An Accredited Curriculum?

We are often asked if our homeschool curriculum is accredited. The better question is this: Is there such a thing as an accredited curriculum? The answer might surprise you.

What is accreditation?

In the United States, accreditation refers to the process by which schools are certified compliant after being reviewed by an outside agency based on a particular set of standards and qualifications. These factors include the qualifications of faculty and the hours required for each subject taught. Neither of these are relevant to the quality of the curriculum. Accreditation applies to school, but not to a particular curriculum. Schools can be accredited and teachers can be credentialed, but there is no accreditation process available for curriculum.

If that is the case, why do some advertise an “accredited curriculum?”

In situations like these, you are looking at a homeschool program offered through a school or other learning institution. Think of it like a distance learning program where the school is accredited but the curriculum itself is not. While this certainly says something about the school meeting certain standards of accreditation, it does not ensure the quality of a particular curriculum or guarantee that it will meet your child’s individual academic needs. Remember, even the curriculum in an accredited school is not itself accredited.   

Then should I really be concerned about accreditation?

Generally, no. No state currently requires a homeschool curriculum to be accredited, nor is it required to in order to issue a valid diploma upon graduation. Your concerns should focus on complying with the homeschool laws and requirements in your state. More information is available at the Homeschool Legal Defense Association website.

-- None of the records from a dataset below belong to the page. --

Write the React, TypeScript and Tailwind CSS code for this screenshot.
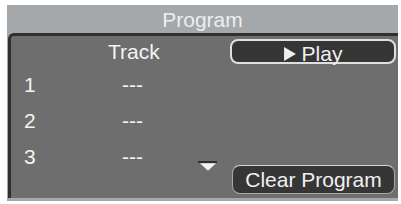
const rows = ['1', '2', '3'];

function PlayIcon() {
  return (
    <svg className="h-[14px] w-[12px]" viewBox="0 0 11 13" fill="currentColor">
      <path d="M0 0 L11 6.5 L0 13 Z" />
    </svg>
  );
}

export default function App() {
  return (
    <div
      className="h-[204px] w-[401px] bg-white pl-[7px] pt-[5px]"
      style={{ fontFamily: '"Liberation Sans", Arial, sans-serif' }}
    >
      <div className="flex h-[196px] w-[391px] flex-col bg-[#a5a8aa]">
        {/* Title */}
        <div className="flex h-[28px] items-center justify-center text-[21px] leading-none text-[#eeeeee]">
          Program
        </div>

        {/* Panel */}
        <div className="relative mb-[3px] ml-[1px] flex flex-1 rounded-tl-[6px] border-l-[3px] border-t-[3px] border-[#2f2f2f] bg-[#6e6e6e] text-[21px] leading-none text-[#f4f4f4]">
          <div className="flex w-[214px] flex-col">
            <div className="flex h-[30px] items-center pl-[97px]">Track</div>
            {rows.map((n) => (
              <div key={n} className="flex h-[36px] items-center">
                <span className="w-[111px] pl-[13px]">{n}</span>
                <span>---</span>
              </div>
            ))}
          </div>

          {/* scroll hint */}
          <div className="absolute left-[187px] top-[125px] flex flex-col items-center">
            <div className="h-[2px] w-[19px] bg-[#2f2f2f]" />
            <svg className="h-[8px] w-[16px]" viewBox="0 0 15 7" fill="#f4f4f4">
              <path d="M0 0 L15 0 L7.5 7 Z" />
            </svg>
          </div>

          <div className="flex flex-1 flex-col justify-between pb-[4px] pl-[5px] pr-[2px] pt-[3px]">
            <button className="flex h-[25px] w-[166px] items-center justify-center gap-[6px] rounded-[8px] border-2 border-[#e0e0e0] bg-[#363636] pt-[4px] text-[21px] leading-none text-[#f0f0f0]">
              <PlayIcon />
              <span>Play</span>
            </button>
            <button className="ml-[2px] flex h-[29px] w-[163px] items-center justify-center rounded-[8px] border-[1.5px] border-[#a8a8a8] border-t-[#d8d8d8] bg-[#363636] text-[21px] leading-none text-[#f0f0f0]">
              Clear Program
            </button>
          </div>
        </div>
      </div>
    </div>
  );
}
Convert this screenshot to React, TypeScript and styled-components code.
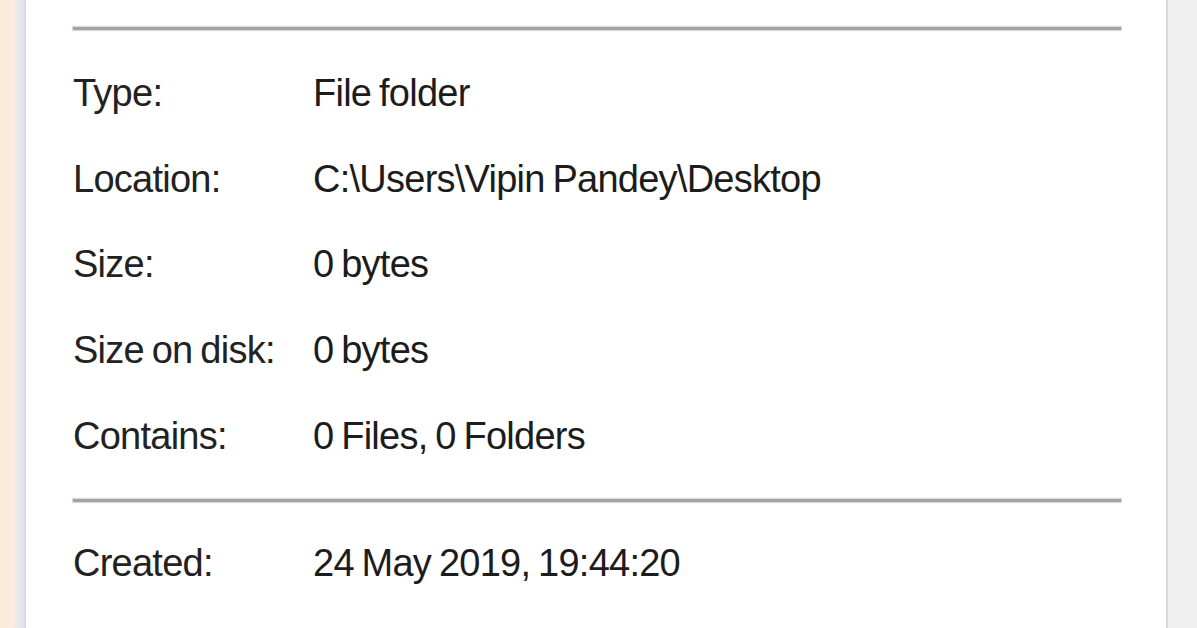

But what about college, employment, or the military? Or if we are unable to continue homeschooling?

These are all very common concerns. There has probably never been a period in our lifetime when homeschoolers were more favored in the eyes of colleges and universities. Employers and the military generally do not view homeschool diplomas objectionably. Again, the key is complying with local homeschool laws. And, in the event that you are unable to continue homeschooling, compliance with your state’s requirements along the way will help facilitate the transition.

My Father’s World curriculum is used by some accredited schools and, most importantly, meets or exceeds academic standards nationwide. Families in every U.S. state and in many countries around the world have discovered the life-transforming practical excellence found in My Father’s World curriculum. So, while we are not accredited, we are certainly designed to meet the highest standards for your child’s academic success.